Theme: Stendhal challenges prevailing moral codes. Sorel is an ambiguous mixture: he is snobbish, vain, naive but also analytical, perceptive and burning with imagination. Human personality is shot through with contradiction as virtues and vices are presented as inseparable. Sorel's panache is set against the Restoration society which is glutinous with materialism and formality: the ascending bourgeoisie are no better than the arthritic aristocracy.

Style: Economical, dry. Stendhal claimed his prose model was the civil code. "One should not write unless one has important things to say, but then one must say them with the utmost simplicity...trying to get them by unnoticed."

Chief strengths: The novel quivers with nervy excitement. Written at white heat, the story seems capable of charging off in any direction.

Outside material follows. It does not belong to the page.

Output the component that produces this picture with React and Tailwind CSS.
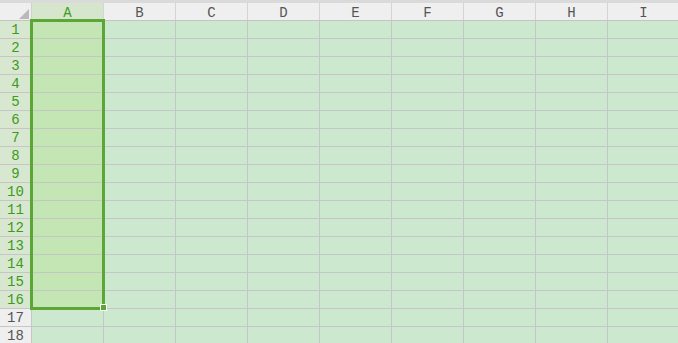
import React from 'react';

const cols = ['A', 'B', 'C', 'D', 'E', 'F', 'G', 'H', 'I'];
const rows = Array.from({ length: 18 }, (_, i) => i + 1);

const Corner = () => (
  <div className="w-[32px] shrink-0 h-full border-r border-[#d0d0d0] relative">
    <svg width="10" height="10" className="absolute left-[19px] top-[6px]">
      <polygon points="10,0 10,10 0,10" fill="#b9b9b9" />
    </svg>
  </div>
);

export default function App() {
  return (
    <div className="w-[678px] h-[343px] overflow-hidden relative bg-[#cce8cf] font-['Liberation_Mono',monospace] text-[14px] leading-none">
      <div className="h-[3px] bg-[#dadada]" />

      {/* column headers */}
      <div className="flex h-[18px] bg-[#efefef] border-b border-[#c4c4c4]">
        <Corner />
        {cols.map((c, i) => (
          <div
            key={c}
            className={`w-[72px] shrink-0 border-r border-[#d4d4d4] flex items-center justify-center pt-[3px] ${
              i === 0 ? 'bg-[#d5e6cc] text-[#3c9a1c]' : 'text-[#555555]'
            }`}
          >
            {c}
          </div>
        ))}
      </div>

      {/* rows */}
      {rows.map((r) => {
        const sel = r <= 16;
        return (
          <div key={r} className="flex h-[18px]">
            <div
              className={`w-[32px] shrink-0 border-r border-b border-[#c6c6c6] flex items-center justify-center pt-[1px] ${
                sel ? 'bg-[#d8e8d0] text-[#3c9a1c]' : 'bg-[#efefef] text-[#555555]'
              }`}
            >
              {r}
            </div>
            {cols.map((c, i) => (
              <div
                key={c}
                className={`w-[72px] shrink-0 border-r border-b border-[#c6c6c6] ${
                  sel && i === 0 ? 'bg-[#c4e6b4]' : ''
                }`}
              />
            ))}
          </div>
        );
      })}

      {/* selection box */}
      <div className="absolute left-[30px] top-[19px] w-[75px] h-[291px] border-[3px] border-[#5ca636]" />
      <div className="absolute left-[100px] top-[304px] w-[7px] h-[7px] bg-[#5ca636] border border-white" />
    </div>
  );
}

Yet all is controlled by the narrator's teasing, petulant and downright comic interjections.

Chief weaknesses: Dedicated to the "happy few" who would eventually understand it, the novel can become a self-referential game that revels in exclusivity.

What they thought of it then: Stendhal was seen as a cynical despoiler, believing in nothing but the slick paradox. Victor Hugo likened reading The Red and the Black to having teeth pulled. Henry James condemned its "air of unredeemed corruption''.

What we think of it now: No aspect of the work remains unmolested. Even the mysterious title provokes monographs.

Responsible for: By creating the first "authentic" (as opposed to "sincere") hero, Stendhal becomes proto-existentialist. Sorel is a forerunner of those drearily self absorbed figures who haunt the novels of Camus and Sartre.